— Start Data shown —

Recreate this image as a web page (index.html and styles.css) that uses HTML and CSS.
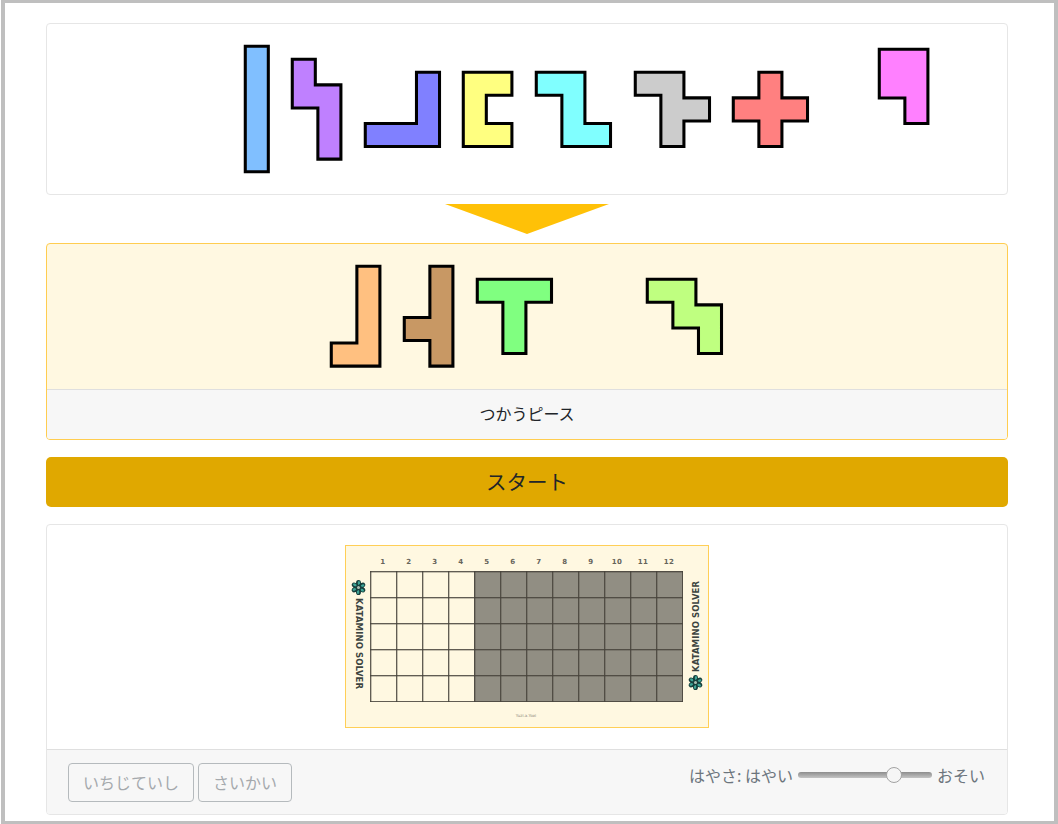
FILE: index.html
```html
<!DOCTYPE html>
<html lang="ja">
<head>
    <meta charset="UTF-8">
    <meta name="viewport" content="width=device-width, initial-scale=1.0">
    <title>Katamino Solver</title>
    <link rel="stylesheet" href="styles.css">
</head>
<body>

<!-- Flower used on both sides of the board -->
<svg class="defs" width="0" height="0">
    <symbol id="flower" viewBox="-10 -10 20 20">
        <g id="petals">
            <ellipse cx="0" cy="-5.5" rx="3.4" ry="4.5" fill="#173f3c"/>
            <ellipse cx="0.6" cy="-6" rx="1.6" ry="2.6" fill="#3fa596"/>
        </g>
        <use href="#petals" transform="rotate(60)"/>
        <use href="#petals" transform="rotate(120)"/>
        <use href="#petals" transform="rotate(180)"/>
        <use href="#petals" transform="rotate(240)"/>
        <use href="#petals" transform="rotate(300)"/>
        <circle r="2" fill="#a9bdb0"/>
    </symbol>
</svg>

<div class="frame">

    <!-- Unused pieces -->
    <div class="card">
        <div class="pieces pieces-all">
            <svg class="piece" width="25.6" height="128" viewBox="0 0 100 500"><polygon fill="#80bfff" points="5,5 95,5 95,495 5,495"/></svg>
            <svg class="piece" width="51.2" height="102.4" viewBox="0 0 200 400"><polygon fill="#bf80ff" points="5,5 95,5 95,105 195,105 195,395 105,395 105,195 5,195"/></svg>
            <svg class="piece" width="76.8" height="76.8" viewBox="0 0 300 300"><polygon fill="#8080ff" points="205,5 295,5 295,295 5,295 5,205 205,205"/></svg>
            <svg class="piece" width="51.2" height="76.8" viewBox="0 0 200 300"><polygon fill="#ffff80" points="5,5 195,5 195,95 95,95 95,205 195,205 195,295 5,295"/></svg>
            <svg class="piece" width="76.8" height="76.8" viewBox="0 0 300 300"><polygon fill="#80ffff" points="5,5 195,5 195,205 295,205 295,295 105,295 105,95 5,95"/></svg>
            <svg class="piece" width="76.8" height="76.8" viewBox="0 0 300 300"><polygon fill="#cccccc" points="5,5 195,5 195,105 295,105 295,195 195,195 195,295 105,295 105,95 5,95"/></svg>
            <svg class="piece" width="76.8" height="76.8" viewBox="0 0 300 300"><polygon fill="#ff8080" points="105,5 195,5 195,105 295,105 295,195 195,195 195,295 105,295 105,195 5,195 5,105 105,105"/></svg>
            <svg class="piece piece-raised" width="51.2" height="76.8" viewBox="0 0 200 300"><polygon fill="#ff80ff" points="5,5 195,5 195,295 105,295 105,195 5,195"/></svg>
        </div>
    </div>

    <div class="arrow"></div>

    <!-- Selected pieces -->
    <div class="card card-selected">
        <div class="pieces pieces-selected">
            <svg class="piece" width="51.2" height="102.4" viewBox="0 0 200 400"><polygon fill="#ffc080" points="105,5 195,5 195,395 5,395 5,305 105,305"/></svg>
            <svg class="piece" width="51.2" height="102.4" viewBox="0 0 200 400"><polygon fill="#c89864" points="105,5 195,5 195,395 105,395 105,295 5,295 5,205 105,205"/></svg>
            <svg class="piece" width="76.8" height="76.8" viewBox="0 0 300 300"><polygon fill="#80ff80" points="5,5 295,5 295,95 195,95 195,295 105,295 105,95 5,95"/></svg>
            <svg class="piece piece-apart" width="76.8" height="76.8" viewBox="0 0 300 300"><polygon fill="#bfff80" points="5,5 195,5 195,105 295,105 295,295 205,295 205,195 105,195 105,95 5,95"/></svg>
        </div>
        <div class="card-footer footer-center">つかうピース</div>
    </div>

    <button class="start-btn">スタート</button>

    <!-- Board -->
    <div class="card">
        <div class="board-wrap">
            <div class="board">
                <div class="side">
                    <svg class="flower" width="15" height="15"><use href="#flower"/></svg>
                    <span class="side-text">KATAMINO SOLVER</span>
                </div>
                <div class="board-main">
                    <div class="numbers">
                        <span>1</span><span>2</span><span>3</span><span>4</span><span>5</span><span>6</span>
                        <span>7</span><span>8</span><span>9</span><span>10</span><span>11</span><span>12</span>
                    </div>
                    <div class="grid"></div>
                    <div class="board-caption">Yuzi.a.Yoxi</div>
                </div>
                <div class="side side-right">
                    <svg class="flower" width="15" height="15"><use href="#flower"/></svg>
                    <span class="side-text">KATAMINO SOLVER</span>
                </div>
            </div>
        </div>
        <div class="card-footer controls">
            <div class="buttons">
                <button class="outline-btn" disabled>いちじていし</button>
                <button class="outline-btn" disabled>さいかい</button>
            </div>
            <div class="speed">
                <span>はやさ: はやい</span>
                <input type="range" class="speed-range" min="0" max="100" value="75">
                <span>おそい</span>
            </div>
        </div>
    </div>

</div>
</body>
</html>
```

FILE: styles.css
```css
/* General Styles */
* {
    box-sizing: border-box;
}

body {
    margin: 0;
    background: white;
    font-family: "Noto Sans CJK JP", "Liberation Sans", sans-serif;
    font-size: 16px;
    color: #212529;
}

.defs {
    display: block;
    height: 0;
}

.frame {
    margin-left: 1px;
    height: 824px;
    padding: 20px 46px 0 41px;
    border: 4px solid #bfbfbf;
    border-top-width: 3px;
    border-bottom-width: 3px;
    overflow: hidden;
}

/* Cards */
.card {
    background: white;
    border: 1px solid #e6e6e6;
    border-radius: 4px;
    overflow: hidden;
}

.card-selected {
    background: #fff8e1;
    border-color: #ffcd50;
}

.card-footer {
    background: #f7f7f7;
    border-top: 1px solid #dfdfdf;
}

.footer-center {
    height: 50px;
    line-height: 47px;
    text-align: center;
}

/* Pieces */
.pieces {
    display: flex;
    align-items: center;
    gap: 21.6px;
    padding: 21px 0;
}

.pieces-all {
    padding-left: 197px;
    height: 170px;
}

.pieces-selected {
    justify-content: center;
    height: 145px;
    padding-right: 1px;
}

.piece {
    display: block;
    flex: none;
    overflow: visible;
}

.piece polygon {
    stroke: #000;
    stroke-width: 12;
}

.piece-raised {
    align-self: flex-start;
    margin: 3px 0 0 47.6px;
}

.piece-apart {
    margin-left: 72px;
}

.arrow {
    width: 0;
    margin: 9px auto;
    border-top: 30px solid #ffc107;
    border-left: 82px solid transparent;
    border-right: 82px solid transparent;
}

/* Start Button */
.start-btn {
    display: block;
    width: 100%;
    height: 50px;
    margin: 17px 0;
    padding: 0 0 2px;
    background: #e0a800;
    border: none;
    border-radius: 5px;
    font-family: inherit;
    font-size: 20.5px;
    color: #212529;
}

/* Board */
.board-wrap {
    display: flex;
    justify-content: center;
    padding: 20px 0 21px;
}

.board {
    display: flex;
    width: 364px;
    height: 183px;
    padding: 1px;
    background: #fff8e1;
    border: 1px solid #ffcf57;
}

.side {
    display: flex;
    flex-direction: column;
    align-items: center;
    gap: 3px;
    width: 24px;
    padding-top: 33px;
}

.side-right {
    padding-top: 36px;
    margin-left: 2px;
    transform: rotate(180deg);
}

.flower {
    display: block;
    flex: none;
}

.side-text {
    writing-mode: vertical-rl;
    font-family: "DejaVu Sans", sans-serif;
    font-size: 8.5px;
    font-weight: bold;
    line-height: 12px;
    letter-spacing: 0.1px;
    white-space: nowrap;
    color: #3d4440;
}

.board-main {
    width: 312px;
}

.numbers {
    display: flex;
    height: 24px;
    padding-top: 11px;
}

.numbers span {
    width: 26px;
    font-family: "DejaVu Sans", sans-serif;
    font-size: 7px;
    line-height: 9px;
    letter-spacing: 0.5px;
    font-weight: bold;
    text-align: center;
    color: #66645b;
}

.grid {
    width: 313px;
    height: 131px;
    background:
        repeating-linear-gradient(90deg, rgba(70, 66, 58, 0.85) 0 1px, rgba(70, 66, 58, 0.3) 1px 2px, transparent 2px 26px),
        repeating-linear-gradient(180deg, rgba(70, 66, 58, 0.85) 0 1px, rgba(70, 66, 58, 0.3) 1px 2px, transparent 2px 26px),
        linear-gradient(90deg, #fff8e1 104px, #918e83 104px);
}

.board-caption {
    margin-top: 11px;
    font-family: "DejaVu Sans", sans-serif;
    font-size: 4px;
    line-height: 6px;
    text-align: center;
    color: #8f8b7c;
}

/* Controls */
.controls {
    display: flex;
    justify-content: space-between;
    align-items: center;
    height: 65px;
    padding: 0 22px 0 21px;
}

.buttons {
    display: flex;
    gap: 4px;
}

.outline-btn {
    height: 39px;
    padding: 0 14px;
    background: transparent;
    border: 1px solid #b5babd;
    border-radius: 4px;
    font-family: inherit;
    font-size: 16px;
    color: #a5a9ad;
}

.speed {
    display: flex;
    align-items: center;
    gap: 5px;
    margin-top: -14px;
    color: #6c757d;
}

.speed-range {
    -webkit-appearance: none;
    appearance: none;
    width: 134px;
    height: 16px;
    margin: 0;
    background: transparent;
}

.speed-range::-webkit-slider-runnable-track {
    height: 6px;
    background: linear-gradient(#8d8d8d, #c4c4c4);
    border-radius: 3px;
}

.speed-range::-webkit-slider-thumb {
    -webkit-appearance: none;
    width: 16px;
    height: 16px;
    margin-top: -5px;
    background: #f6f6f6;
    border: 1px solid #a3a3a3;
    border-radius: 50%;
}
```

— End Data shown —

■ Task brief ■
Among the lines above, determine how many hold the word "index"; report the figure alone.

■ Completed exercise ■
2